Wednesday, September 18, 2002

Complexity Class of the Week: C=L

Previous CCW

Sometimes a class that seems a mix of concepts turns out to have significant meaning. C=L is one of these classes. First we need to define the class.

Consider a nondeterministic log-space Turing machine M that never repeats a configuration. This is not much of a restriction since we can just add a clock to the machine. Let #L be the set of functions such that f(x) is the number of accepting paths of M(x) for some M as described above. Let GapL be the closure of #L under subtraction.

We say a language L is in C=L if there exists
a function f in GapL such that for all x, x is in L if and only if f(x)=0. (*)

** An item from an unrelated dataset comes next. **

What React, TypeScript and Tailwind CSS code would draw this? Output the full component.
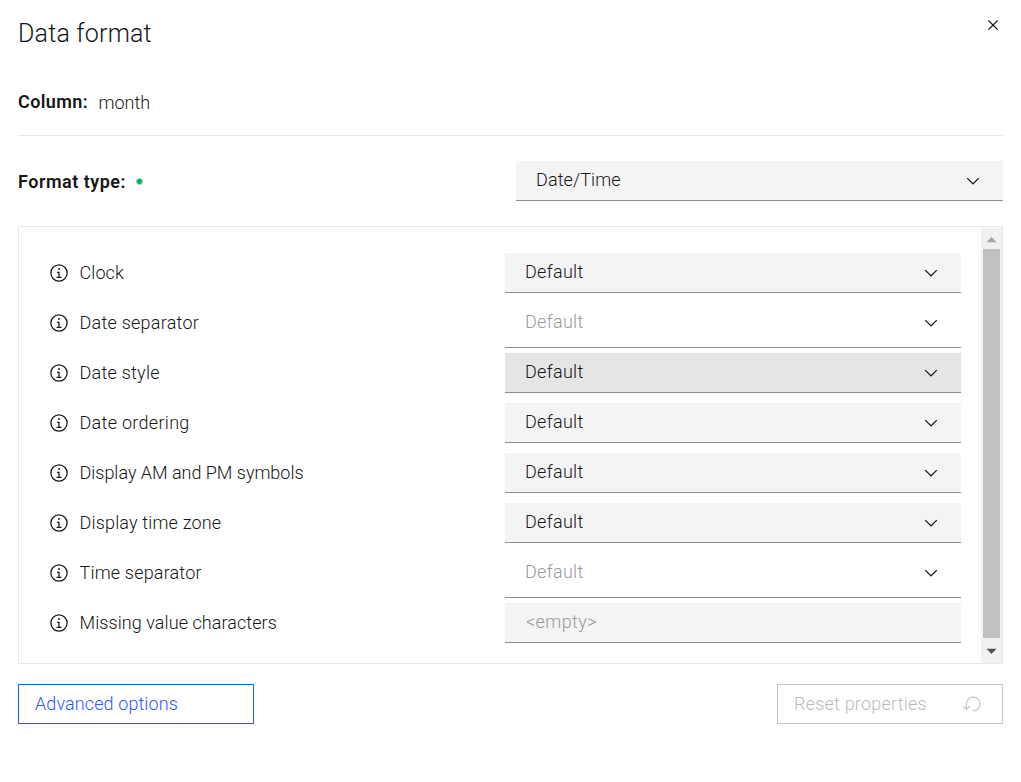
import React from "react";

type Variant = "field" | "active" | "plain" | "input";

interface Property {
  label: string;
  tracking: string;
  value: string;
  variant: Variant;
}

const properties: Property[] = [
  { label: "Clock", tracking: "tracking-[0.1px]", value: "Default", variant: "field" },
  { label: "Date separator", tracking: "tracking-[0.25px]", value: "Default", variant: "plain" },
  { label: "Date style", tracking: "tracking-[0.25px]", value: "Default", variant: "active" },
  { label: "Date ordering", tracking: "tracking-[0.3px]", value: "Default", variant: "field" },
  { label: "Display AM and PM symbols", tracking: "tracking-[-0.02px]", value: "Default", variant: "field" },
  { label: "Display time zone", tracking: "tracking-[0.17px]", value: "Default", variant: "field" },
  { label: "Time separator", tracking: "tracking-[0.18px]", value: "Default", variant: "plain" },
  { label: "Missing value characters", tracking: "tracking-[0.07px]", value: "<empty>", variant: "input" },
];

const variantClass: Record<Variant, string> = {
  field: "h-10 bg-[#f4f4f4] text-[#161616]",
  active: "h-10 bg-[#e5e5e5] text-[#161616]",
  plain: "h-[45px] bg-white text-[#999999] pb-[5px]",
  input: "h-10 bg-[#f4f4f4] text-[#999999]",
};

function InfoIcon() {
  return (
    <svg viewBox="0 0 32 32" className="size-5 shrink-0" fill="#161616">
      <path d="M17 22V14H13v2h2v6H12v2h8V22zM16 8a1.5 1.5 0 1 0 1.5 1.5A1.5 1.5 0 0 0 16 8z" />
      <path d="M16 30A14 14 0 1 1 30 16 14 14 0 0 1 16 30ZM16 4A12 12 0 1 0 28 16 12 12 0 0 0 16 4Z" />
    </svg>
  );
}

function ChevronIcon() {
  return (
    <svg viewBox="0 0 16 16" className="size-5 shrink-0" fill="#161616">
      <path d="M8 11 3 6l.7-.7L8 9.6l4.3-4.3L13 6z" />
    </svg>
  );
}

function CloseIcon() {
  return (
    <svg viewBox="0 0 32 32" className="size-5" fill="#161616">
      <path d="M24 9.4 22.6 8 16 14.6 9.4 8 8 9.4 14.6 16 8 22.6 9.4 24 16 17.4 22.6 24 24 22.6 17.4 16z" />
    </svg>
  );
}

function ResetIcon() {
  return (
    <svg viewBox="0 0 32 32" className="size-5 shrink-0" fill="#c6c6c6">
      <path d="M18 28A12 12 0 1 0 6 16v6.2L2.4 18.6 1 20l6 6 6-6-1.4-1.4L8 22.2V16A10 10 0 1 1 18 26Z" />
    </svg>
  );
}

function Field({ property }: { property: Property }) {
  const { value, variant } = property;
  return (
    <div
      className={`flex w-[456px] shrink-0 items-center justify-between border-b border-[#8d8d8d] pl-5 pr-5 ${variantClass[variant]}`}
    >
      <span className={variant === "input" ? "pb-px pl-px tracking-[0.4px]" : "pb-px tracking-[0.3px]"}>{value}</span>
      {variant !== "input" && <ChevronIcon />}
    </div>
  );
}

export default function App() {
  return (
    <main className="flex h-[782px] w-[1021px] flex-col bg-white pl-[18px] pr-[18px] font-['Roboto','Liberation_Sans',sans-serif] text-[18px] leading-6 font-[350] text-[#161616]">
      <header className="flex h-[84px] items-start justify-between">
        <h1 className="pt-[18px] text-[25px] leading-8 tracking-[0.2px]">Data format</h1>
        <button className="mt-[15px]" aria-label="Close">
          <CloseIcon />
        </button>
      </header>

      <section className="flex h-[52px] items-start border-b border-[#e8e8e8] pt-[6px]">
        <span className="w-[80.5px] font-semibold tracking-[0.4px]">Column:</span>
        <span className="pt-px tracking-[0px]">month</span>
      </section>

      <section className="flex h-[90px] w-[985px] items-start justify-between pt-[25px]">
        <div className="flex h-10 items-center">
          <span className="w-[118px] pt-[2px] font-semibold tracking-[0.5px]">Format type:</span>
          <span className="size-[7px] rounded-full border border-[#8ad8b0] bg-[#0caf60]" />
        </div>
        <div className="flex h-10 w-[487px] items-center justify-between border-b border-[#8d8d8d] bg-[#f4f4f4] pl-5 pr-5">
          <span className="pb-px tracking-[0.1px]">Date/Time</span>
          <ChevronIcon />
        </div>
      </section>

      <section className="flex h-[438px] w-[985px] shrink-0 justify-between border border-[#e8e8e8]">
        <div className="flex w-[942px] flex-col pt-[26px]">
          {properties.map((property) => (
            <div key={property.label} className="flex h-[50px] shrink-0 items-start justify-between">
              <div className="flex h-10 items-center pl-[30px]">
                <InfoIcon />
                <span className={`pl-[10.5px] ${property.tracking}`}>{property.label}</span>
              </div>
              <Field property={property} />
            </div>
          ))}
        </div>
        <div className="mt-px flex w-[21px] flex-col items-center bg-[#f1f1f1]">
          <svg viewBox="0 0 21 21" className="h-[21px] w-[21px] shrink-0" fill="#a3a3a3">
            <path d="M5.5 14.2 10.5 9l5 5.2z" />
          </svg>
          <div className="h-[389px] w-[17px] bg-[#c1c1c1]" />
          <svg viewBox="0 0 21 25" className="h-[25px] w-[21px] shrink-0" fill="#505050">
            <path d="M5.5 10.8h10l-5 5.2z" />
          </svg>
        </div>
      </section>

      <footer className="mt-5 flex w-[985px] justify-between">
        <button className="flex h-10 w-[236px] items-center border border-[#0f62fe] pl-4 tracking-[0.1px] text-[#2a58fa]">
          Advanced options
        </button>
        <button className="flex h-10 w-[226px] items-center justify-between border border-[#c6c6c6] pl-4 pr-5 text-[#bbbbbb]">
          <span className="tracking-[0.22px]">Reset properties</span>
          <ResetIcon />
        </button>
      </footer>
    </main>
  );
}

C=L is the log-space equivalent of the counting class C=P. There are many equivalent definitions to C=L where we can replace (*) by

  1. A function f in GapL and a function log-space computable function g such that for all x, x is in L if and only if f(x)=g(x).
  2. A function f in #L and a log-space computable function g such that for all x, x is in L if and only if f(x)=g(x).
  3. A probabilistic log-space machine M such that x is in L if and only if Pr(M(x) accepts) = 1/2.
The neat part of C=L is that it has a nice complete problem: singular integer matrices. This is because for every GapL function f there is a log-space computable g mapping strings to integer matrices such that f(x) is the determinant of g(x).

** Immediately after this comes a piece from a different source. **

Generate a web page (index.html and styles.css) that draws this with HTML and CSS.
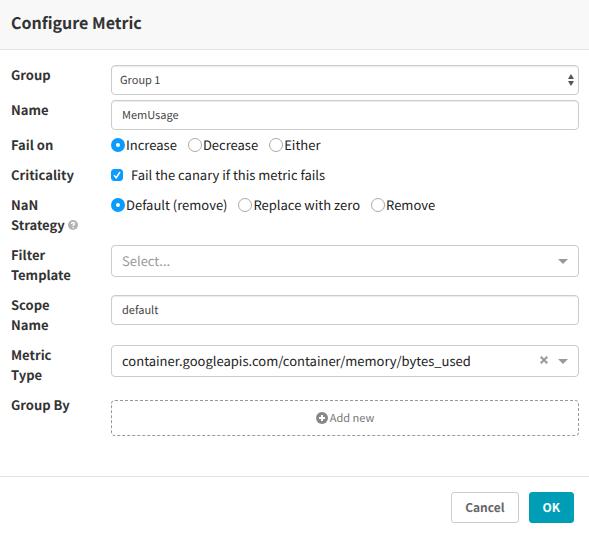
FILE: index.html
```html
<!DOCTYPE html>
<html lang="en">
<head>
<meta charset="utf-8">
<meta name="viewport" content="width=device-width, initial-scale=1">
<title>Configure Metric</title>
<link rel="stylesheet" href="styles.css">
</head>
<body>
<form class="modal">
  <header class="modal-header">
    <h1 class="modal-title">Configure Metric</h1>
  </header>
  <div class="modal-body">
    <div class="row">
      <label class="row-label" for="group">Group</label>
      <div class="field">
        <select class="input input-select" id="group">
          <option>Group 1</option>
        </select>
        <svg class="stepper" viewBox="0 0 6 12" aria-hidden="true"><path d="M3 0l3 5H0zM3 12l3-5H0z"/></svg>
      </div>
    </div>
    <div class="row">
      <label class="row-label" for="name">Name</label>
      <div class="field"><input class="input" id="name" type="text" value="MemUsage"></div>
    </div>
    <div class="row" role="radiogroup" aria-labelledby="fail-on">
      <span class="row-label" id="fail-on">Fail on</span>
      <div class="choices">
        <label class="choice"><input class="radio" type="radio" name="direction" checked>Increase</label>
        <label class="choice"><input class="radio" type="radio" name="direction">Decrease</label>
        <label class="choice"><input class="radio" type="radio" name="direction">Either</label>
      </div>
    </div>
    <div class="row">
      <span class="row-label">Criticality</span>
      <div class="choices">
        <label class="choice choice-check">
          <span class="check">
            <input class="checkbox" type="checkbox" checked>
            <svg class="tick" viewBox="0 0 12 12" aria-hidden="true"><path d="M3 6.300l2.200 2.400L9 3"/></svg>
          </span>
          Fail the canary if this metric fails
        </label>
      </div>
    </div>
    <div class="row" role="radiogroup" aria-labelledby="nan">
      <span class="row-label" id="nan">NaN Strategy
        <svg class="help" viewBox="0 0 10 10" aria-hidden="true"><circle cx="5" cy="5" r="5"/><path d="M3.500 4c0-2 3-2 3-.2C6.500 4.900 5 4.800 5 6M5 7v1.200"/></svg></span>
      <div class="choices">
        <label class="choice"><input class="radio" type="radio" name="nan" checked>Default (remove)</label>
        <label class="choice"><input class="radio" type="radio" name="nan">Replace with zero</label>
        <label class="choice"><input class="radio" type="radio" name="nan">Remove</label>
      </div>
    </div>
    <div class="row">
      <label class="row-label" for="filter">Filter Template</label>
      <div class="field">
        <select class="picker picker-empty" id="filter">
          <option>Select...</option>
        </select>
        <svg class="caret" viewBox="0 0 10 5" aria-hidden="true"><path d="M0 0h10L5 5z"/></svg>
      </div>
    </div>
    <div class="row">
      <label class="row-label" for="scope">Scope Name</label>
      <div class="field"><input class="input" id="scope" type="text" value="default"></div>
    </div>
    <div class="row">
      <label class="row-label" for="metric">Metric<br>Type</label>
      <div class="field">
        <select class="picker" id="metric">
          <option>container.googleapis.com/container/memory/bytes_used</option>
        </select>
        <button class="clear" type="button" aria-label="Clear value">
          <svg class="clear-icon" viewBox="0 0 8 8" aria-hidden="true"><path d="M.7.700l6.600 6.600M7.300.7L.7 7.300"/></svg>
        </button>
        <svg class="caret" viewBox="0 0 10 5" aria-hidden="true"><path d="M0 0h10L5 5z"/></svg>
      </div>
    </div>
    <div class="row">
      <span class="row-label">Group By</span>
      <button class="add-new" type="button">
        <svg class="plus" viewBox="0 0 12 12" aria-hidden="true"><circle cx="6" cy="6" r="6"/><path d="M6 3v6M3 6h6"/></svg>
        Add new
      </button>
    </div>
  </div>
  <footer class="modal-footer">
    <button class="button" type="button">Cancel</button>
    <button class="button button-primary" type="submit">OK</button>
  </footer>
</form>
</body>
</html>
```
FILE: styles.css
```css
* {
  box-sizing: border-box;
}

body {
  margin: 0;
  background: #fff;
  color: #333;
  font: 13px/20px "Noto Sans CJK SC", "Noto Sans", sans-serif;
  text-rendering: geometricPrecision;
}

button,
input,
select {
  margin: 0;
  font: inherit;
  text-rendering: inherit;
}

.modal-header {
  padding: 10px 11px 15px;
  background: #f8f8f8;
  border-bottom: 1px solid #e2e2e2;
}

.modal-title {
  margin: 0;
  font-size: 16px;
  line-height: 24px;
  font-weight: 700;
}

.modal-body {
  display: flex;
  flex-direction: column;
  gap: 5px;
  padding: 15px 10px 40px 11px;
}

.row {
  display: grid;
  grid-template-columns: 75px 1fr;
  column-gap: 25px;
  align-items: start;
}

.row-label {
  padding-bottom: 5px;
  font-weight: 700;
}

.field {
  position: relative;
  display: flex;
}

.input,
.picker {
  width: 100%;
  border: 1px solid #ccc;
  border-radius: 4px;
  background: #fff;
  appearance: none;
}

.input {
  height: 30px;
  padding: 0 10px;
  color: #444;
  font-size: 11px;
  box-shadow: inset 0 1px 1px rgba(0, 0, 0, 0.08);
}

.input-select {
  padding: 0 8px;
}

.picker {
  height: 32px;
  padding: 0 50px 0 10px;
  color: #222;
}

.picker-empty {
  color: #999;
}

.stepper {
  position: absolute;
  top: 9px;
  right: 5px;
  width: 6px;
  height: 12px;
  fill: #555;
  pointer-events: none;
}

.caret {
  position: absolute;
  top: 14px;
  right: 11px;
  width: 10px;
  height: 5px;
  fill: #999;
  pointer-events: none;
}

.clear {
  position: absolute;
  top: 7px;
  right: 27px;
  display: grid;
  place-items: center;
  width: 16px;
  height: 16px;
  padding: 0;
  border: 0;
  background: none;
}

.clear-icon {
  width: 8px;
  height: 8px;
  fill: none;
  stroke: #999;
  stroke-width: 2;
}

.choices {
  display: flex;
  gap: 11px;
  color: #222;
}

.choice {
  display: flex;
  align-items: center;
  gap: 1px;
}

.choice-check {
  gap: 8px;
}

.radio {
  width: 14px;
  height: 14px;
  border: 1px solid #aaa;
  border-radius: 50%;
  background: #fff;
  appearance: none;
}

.radio:checked {
  border: 5px solid #0a9bff;
}

.check {
  position: relative;
  display: flex;
}

.checkbox {
  width: 12px;
  height: 12px;
  border: 1px solid #aaa;
  border-radius: 3px;
  appearance: none;
}

.checkbox:checked {
  border-color: #0a9bff;
  background: #0a9bff;
}

.tick {
  position: absolute;
  inset: 0;
  fill: none;
  stroke: #fff;
  stroke-width: 1.5;
  pointer-events: none;
}

.help {
  width: 10px;
  height: 10px;
  fill: #b3b3b3;
}

.help path {
  fill: none;
  stroke: #fff;
  stroke-width: 1.4;
}

.add-new {
  display: flex;
  align-items: center;
  justify-content: center;
  gap: 2px;
  height: 36px;
  margin-top: 5px;
  border: 1px dashed #999;
  border-radius: 4px;
  background: none;
  color: #777;
  font-size: 11px;
}

.plus {
  width: 12px;
  height: 12px;
  fill: #888;
}

.plus path {
  stroke: #fff;
  stroke-width: 2;
}

.modal-footer {
  display: flex;
  justify-content: flex-end;
  gap: 10px;
  padding: 15px;
  border-top: 1px solid #e2e2e2;
}

.button {
  height: 31px;
  padding: 0 13px;
  border: 1px solid #ccc;
  border-radius: 3px;
  background: #fff;
  color: #666;
  font-size: 12px;
  font-weight: 700;
}

.button-primary {
  border-color: #009eb6;
  background: #009eb6;
  color: #fff;
}
```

The big open question about C=L is whether it is closed under complement, i.e., is there a log-space computable function g mapping matrices to matrices such that M is singular if and only if g(M) is nonsingular?

For more information about C=L and related classes including references and proofs of the above see the paper of Eric Allender and Mitsu Ogihara, Relationships among PL, #L, and the Determinant, RAIRO - Theoretical Informatics and Applications Vol. 30, 1996, pp. 1-21.